Why are we now so devoted to getting more and more things done in less and less time? Not so long ago, we were all urged to “work smarter, not harder.” Whatever happened to that idea? As a natural skeptic, I suspect part of the emphasis on constant busyness is simple: it makes some people a good deal of money. It’s just that those people aren’t often the ones doing all the extra work. They’re being smarter while you’re working harder. I also suspect it’s far easier to write a book about how to aspire to a four-hour week than it is to do what the book recommends — once you’ve had the book idea, of course. That’s really smart. The rest is the age-old business of selling snake-oil. In America at least, my long-time bugbear, the Puritan Work Ethic, is a major contributor to today’s fashion for finding still better ways to work more. According to the work ethic mythology, work is a GOOD THING IN ITSELF. Hard work is what makes you into some kind of hero (most often an exhausted, burned-out one), so more of it is bound to be better than less. There’s a nasty suspicion in the Puritan mind that people who appear to do things easily are probably up to something immoral, because they AREN’T TRYING HARD ENOUGH; and their achievements, however impressive, are really NOT WORTH MUCH. If effort is what gives work its value, then whatever is gained with most effort will be most valuable.

A sideways look at personal productivity

This Calvinistic belief that effort is what gives value is, of course, total nonsense.
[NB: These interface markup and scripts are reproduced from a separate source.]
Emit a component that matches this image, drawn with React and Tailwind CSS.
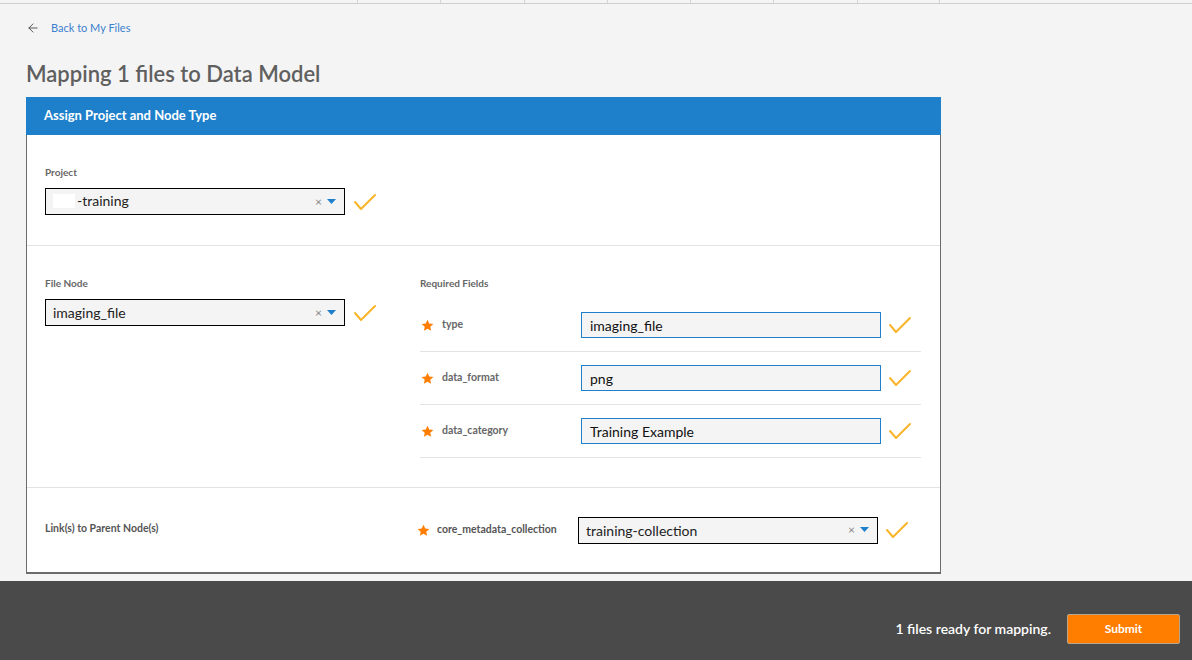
import { ArrowLeft } from "lucide-react";

const font = { fontFamily: "Lato, 'Noto Sans', sans-serif" };

const Check = () => (
  <svg width="24" height="18" viewBox="0 0 24 18" className="shrink-0">
    <polyline points="2,9 8,16 22,2" fill="none" stroke="#f9b52a" strokeWidth="2" strokeLinecap="round" strokeLinejoin="round" />
  </svg>
);

const Star = () => (
  <svg width="13" height="13" viewBox="0 0 24 24" className="shrink-0">
    <path d="M12 1.5l3.2 7 7.6.8-5.7 5.1 1.6 7.5L12 18l-6.7 3.9 1.6-7.5L1.2 9.3l7.6-.8z" fill="#ff7e00" />
  </svg>
);

const Select = ({ children }) => (
  <div className="w-[300px] h-[27px] border border-black bg-[#f4f4f4] flex items-center pl-[7px] pr-[8px]">
    <div className="flex-1 text-[14px] text-[#222] truncate">{children}</div>
    <span className="text-[12px] text-[#888] mr-[5px] leading-none">×</span>
    <svg width="9" height="6" viewBox="0 0 9 6">
      <polygon points="0,0 9,0 4.5,5" fill="#1e7fcb" />
    </svg>
  </div>
);

const fields = [
  { name: "type", value: "imaging_file" },
  { name: "data_format", value: "png" },
  { name: "data_category", value: "Training Example" },
];

export default function App() {
  return (
    <div style={font} className="w-[1192px] h-[660px] bg-[#f4f4f4] flex flex-col overflow-hidden">
      {/* nav remnant */}
      <div className="h-[4px] border-b border-[#cfcfcf] flex pl-[357px] shrink-0">
        {Array.from({ length: 7 }).map((_, i) => (
          <div key={i} className="w-[83.3px] border-l border-[#d4d4d4] last:border-r" />
        ))}
      </div>

      <div className="flex-1 pl-[26px]">
        <div className="flex items-center gap-[11px] mt-[17px] h-[14px]">
          <ArrowLeft size={14} strokeWidth={1.5} className="text-[#444]" />
          <span className="text-[11px] text-[#3a7fcf]">Back to My Files</span>
        </div>

        <h1 className="mt-[24px] text-[22px] font-semibold text-[#5f5f5f] leading-[30px]">Mapping 1 files to Data Model</h1>

        <div className="mt-[8px] w-[915px] bg-white border-l border-r border-b-2 border-[#6b6b6b]">
          <div className="h-[38px] bg-[#1e7fcb] flex items-center px-[18px] text-white text-[13px] font-bold -mx-px">
            Assign Project and Node Type
          </div>

          {/* Project */}
          <div className="h-[111px] border-b border-[#e3e3e3] px-[18px] pt-[30px]">
            <div className="text-[10px] font-bold text-[#666]">Project</div>
            <div className="flex items-center gap-[8px] mt-[8px]">
              <Select>
                <span className="inline-flex items-center">
                  <span className="inline-block w-[22px] h-[14px] bg-white mr-[2px]" />
                  -training
                </span>
              </Select>
              <Check />
            </div>
          </div>

          {/* File node */}
          <div className="h-[242px] border-b border-[#e3e3e3] px-[18px] pt-[30px] flex">
            <div className="w-[375px]">
              <div className="text-[10px] font-bold text-[#666]">File Node</div>
              <div className="flex items-center gap-[8px] mt-[8px]">
                <Select>imaging_file</Select>
                <Check />
              </div>
            </div>
            <div className="w-[501px]">
              <div className="text-[10px] font-bold text-[#666]">Required Fields</div>
              <div className="mt-[8px]">
                {fields.map((f) => (
                  <div key={f.name} className="h-[53px] border-b border-[#e3e3e3] flex items-center">
                    <div className="w-[161px] flex items-center gap-[8px] pl-px">
                      <Star />
                      <span className="text-[10.5px] font-bold text-[#666]">{f.name}</span>
                    </div>
                    <div className="w-[300px] h-[26px] border border-[#1e7fcb] bg-[#f4f4f4] flex items-center px-[8px] text-[14px] text-[#111]">
                      {f.value}
                    </div>
                    <div className="ml-[7px]">
                      <Check />
                    </div>
                  </div>
                ))}
              </div>
            </div>
          </div>

          {/* Links */}
          <div className="h-[84px] px-[18px] flex items-center">
            <div className="w-[372px] text-[10.5px] font-bold text-[#555] -mt-[2px]">Link(s) to Parent Node(s)</div>
            <div className="flex items-center">
              <Star />
              <span className="ml-[7px] w-[141px] text-[10.5px] font-bold text-[#555]">core_metadata_collection</span>
              <Select>training-collection</Select>
              <div className="ml-[7px]">
                <Check />
              </div>
            </div>
          </div>
        </div>
      </div>

      {/* footer */}
      <div className="h-[79px] bg-[#4a4a4a] flex items-start justify-end pt-[33px] pr-[12px] gap-[16px] shrink-0">
        <span className="text-[14px] font-semibold text-white leading-[30px]">1 files ready for mapping.</span>
        <button className="w-[113px] h-[30px] bg-[#ff7e00] border border-[#b8a58f] rounded-[2px] text-white text-[12px] font-bold">
          Submit
        </button>
      </div>
    </div>
  );
}
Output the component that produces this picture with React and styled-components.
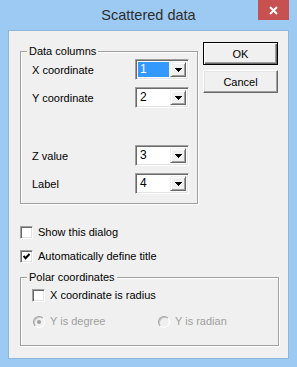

If it were true, a crook who spent months of hard effort organizing a complex robbery would be commended; and a doctor who had a moment of insight that cured a sick child would be given a stiff dressing-down for laziness. What gives value to anything, work or play, is the importance and worth of the outcome, not how much effort and organization went into it. In a world that was truly progressing towards a better state, there would only be one kind of productivity that was valued: the productivity that comes from finding ways to get worthwhile results with less effort than before. That, of course, is what productivity actually is. Doing more by working longer hours and focusing your efforts more closely isn’t increasing your productivity; it’s only the result of working harder. To be more productive means to do more with less effort, not more with more effort. And if the only way you get more done is by wasting less time in a muddle about what to do, that’s a trick you can only play a single time.

NOT getting some things done is what we truly need

What’s wrong with today’s fashion for a thousand ways to up your personal productivity? Too much of it is about filling every moment with activity. It’s about doing when you would be better employed thinking. It’s about focusing on getting results when you should be focused on whether you need those particular results at all. We’re creating a world of hard-driving ants, not a civilization where people find ways to increase their time enjoying life through becoming cleverer at doing only what has to be done — then doing it with the minimum effort. What rational being would devote one minute more to work than is essential — let alone find ways to pack more and more into every waking moment? Look around you at the world of nature. Which animals spend most time at the “work” of finding food? The answer, of course, is those that eat the least nutritious things in terms of their bulk. Cows and other herbivores must spend hours grazing because they need prodigious amounts of grass, which has little energy value. Lions and tigers, in contrast, spend most of their time sleeping and lazing about, because their meat-based diet is extremely high in energy per pound of dead gazelle.

Here’s the choice then: do you want to emulate a cow or a tiger?

Is your life based on gathering lots of low-energy, readily available input of the kind that never runs away? If so, any help you can get with packing more activity into 24 hours is well worth it. Or are you aiming for the kind of life that feeds on highly energy-rich inputs — even if you have to devote a good deal of intelligence, skill, and speed to catch them — so you can spend the rest of the time enjoying yourself in the sun? The day that someone comes up with a good technique for getting much less done, with much less effort, while still meeting life’s needs, you can bet I’ll be there at the front of the line to get my copy.